“L’Italia occupa la terzultima posizione nella graduatoria europea degli utenti [che si connettono a Internet: sono il 63,2%, ndr] (76% la media Ue nel 2015), solo Bulgaria e Romania registrano una quota più contenuta.
L’Istituto inoltre registra che poco meno di sette famiglie su dieci nel 2016 si connettono tramite la banda larga; il Mezzogiorno, e in particolare la Calabria (58,8%), si trovano in posizione svantaggiata. Nel confronto europeo, la quota di famiglie italiane è inferiore alla media (80% nel 2015), mentre i valori più elevati si registrano nel nord Europa”.
In altre parole, DAZN sta cercando di portare vento di rivoluzione in un deserto d’infrastrutture.
Un rischio sicuramente calcolato, ma che probabilmente starà creando qualche grattacapo in più ai vertici del gruppo. Il mix tra reti poco performanti e applicazioni ancora in stato embrionale ha prodotto il mezzo disastro di ieri sera.

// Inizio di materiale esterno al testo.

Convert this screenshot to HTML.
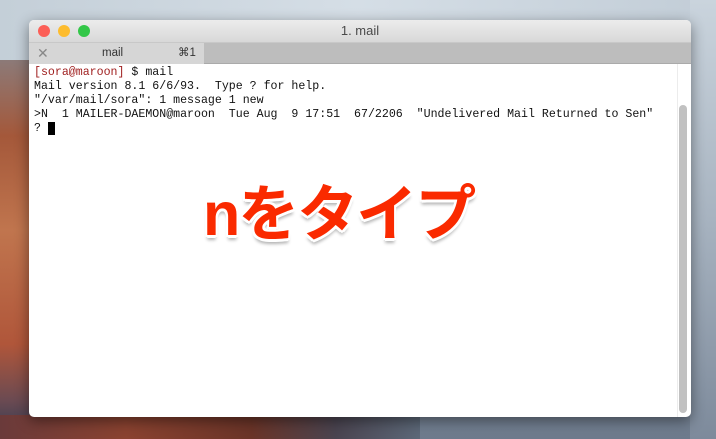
<!DOCTYPE html>
<html><head><meta charset="utf-8">
<style>
html,body{margin:0;padding:0}
body{width:716px;height:439px;overflow:hidden;position:relative;
background:linear-gradient(180deg,#c9d4de 0%,#b7c3cf 30%,#97a3b2 70%,#6d7a8c 100%);}
.rock{position:absolute;left:0;top:60px;width:30px;height:379px;
background:linear-gradient(180deg,#8c7a78 0%,#a4583a 20%,#c0754e 45%,#b0563a 75%,#6a4a52 90%,#2e3a52 100%);}
.rock2{position:absolute;left:0;top:415px;width:420px;height:24px;
background:linear-gradient(90deg,#6a3a3a 0%,#8a4230 30%,#6a3428 60%,#4a4450 80%,#5c6878 100%);}
.sky{position:absolute;left:0;top:0;width:716px;height:60px;
background:linear-gradient(90deg,#c4cfd8,#d5dee6 50%,#c2cdd7);}
.rightside{position:absolute;left:690px;top:0;width:26px;height:439px;
background:linear-gradient(180deg,#cad4dd,#a7b3c0 50%,#7d8a9b);}
.win{position:absolute;left:29px;top:20px;width:662px;height:397px;border-radius:5px;overflow:hidden;background:#fff;box-shadow:0 4px 14px rgba(0,0,0,.45);}
.title{height:22px;background:linear-gradient(#ececec,#d8d8d8);position:relative;font:13px "Liberation Sans",sans-serif;color:#4a4a4a;text-align:center;line-height:22px}
.dot{position:absolute;top:5px;width:12px;height:12px;border-radius:50%}
.tabs{height:22px;background:#bdbdbd;position:relative;border-top:1px solid #c8c8c8;border-bottom:1px solid #aaa;box-sizing:border-box}
.tab{position:absolute;left:0;top:0;width:175px;height:21px;background:#d6d6d6;font:11.5px "Liberation Sans",sans-serif;color:#333;line-height:20px}
.term{position:absolute;left:5px;top:46px;font:11.6px/14px "Liberation Mono",monospace;color:#111;white-space:pre}
.sb{position:absolute;left:650px;top:85px;width:8px;height:308px;background:#c1c1c1;border-radius:4px}
.sbt{position:absolute;left:648px;top:44px;width:1px;height:353px;background:#ececec}
.big{position:absolute;left:174px;top:144px;font:bold 61px "Liberation Sans","Noto Sans CJK JP",sans-serif;color:#fa2a00;
text-shadow:0 0 2px #fff,2px 2px 0 #fff,-2px -2px 0 #fff,2px -2px 0 #fff,-2px 2px 0 #fff,0 3px 0 #fff,0 5px 3px rgba(0,0,0,.3);letter-spacing:-2px}
</style></head><body>
<div class="sky"></div><div class="rightside"></div><div class="rock"></div><div class="rock2"></div>
<div class="win">
 <div class="title">
  <div class="dot" style="left:9px;background:#fc5f57"></div>
  <div class="dot" style="left:29px;background:#fdbc2e"></div>
  <div class="dot" style="left:49px;background:#33c748"></div>
  1. mail
 </div>
 <div class="tabs"><div class="tab"><span style="position:absolute;left:8px;color:#888;font-size:14px">✕</span><span style="position:absolute;left:73px">mail</span><span style="position:absolute;left:149px">⌘1</span></div></div>
 <div class="term"><span style="color:#a02020">[sora@maroon]</span> $ mail
Mail version 8.1 6/6/93.  Type ? for help.
"/var/mail/sora": 1 message 1 new
>N  1 MAILER-DAEMON@maroon  Tue Aug  9 17:51  67/2206  "Undelivered Mail Returned to Sen"
? <span style="background:#000">&nbsp;</span></div>
 <div class="sbt"></div><div class="sb"></div>
 <div class="big">nをタイプ</div>
</div>
</body></html>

Eppure è un progetto che merita fiducia.
Già solo perché stanno cercando di aprire una via, per ora sconosciuta, che ci porterà nel futuro del calcio. L’apripista ha sempre lo sporco compito di liberare il percorso dagli ostacoli.
Segnale in ritardo, immagini di bassa qualità, improvvisi black-out: tutti problemi che il team di Perform, la società che controlla DAZN, dovrà registrare il prima possibile.
Ma tutto lascia pensare che, con il tempo, la situazione migliorerà. Parliamo di un progetto, ambiziosissimo, di diverse centinaia di milioni di euro.
Con le spalle coperte da Len Blavatnik, uomo d’affari di origini ucraine che controlla l’85% di Perform, con un patrimonio stimato di 20 miliardi di dollari (Forbes).
Tutt’altro che dilettanti allo sbaraglio, insomma, nonostante le critiche di ieri sera. Ecco perché, conoscendo la solidità e la competenza del gruppo, è ragionevole pensare che le lamentele troveranno presto ragione di placarsi.
Forse sarebbe stato meglio passare per una fase sperimentale, come suggeriva Giovanni Capuano, visto che molti disservizi sembrano causati dalla “fretta”.
Sviluppare diverse applicazioni per diversi dispositivi, a differenza di quello che si può pensare, non è per niente semplice: ogni app richiede un lavoro, abbastanza lungo, a parte.
Così come è complicato conoscere un nuovo mercato, oggettivamente diverso da quelli in cui si è già operato (Giappone, Germania…). L’Italia è un po’ un unicum, sicuramente in Europa, per modo di vivere e guardare il calcio.
Resta solo da aspettare. La strada è tracciata, difficilmente si potrà tornare indietro.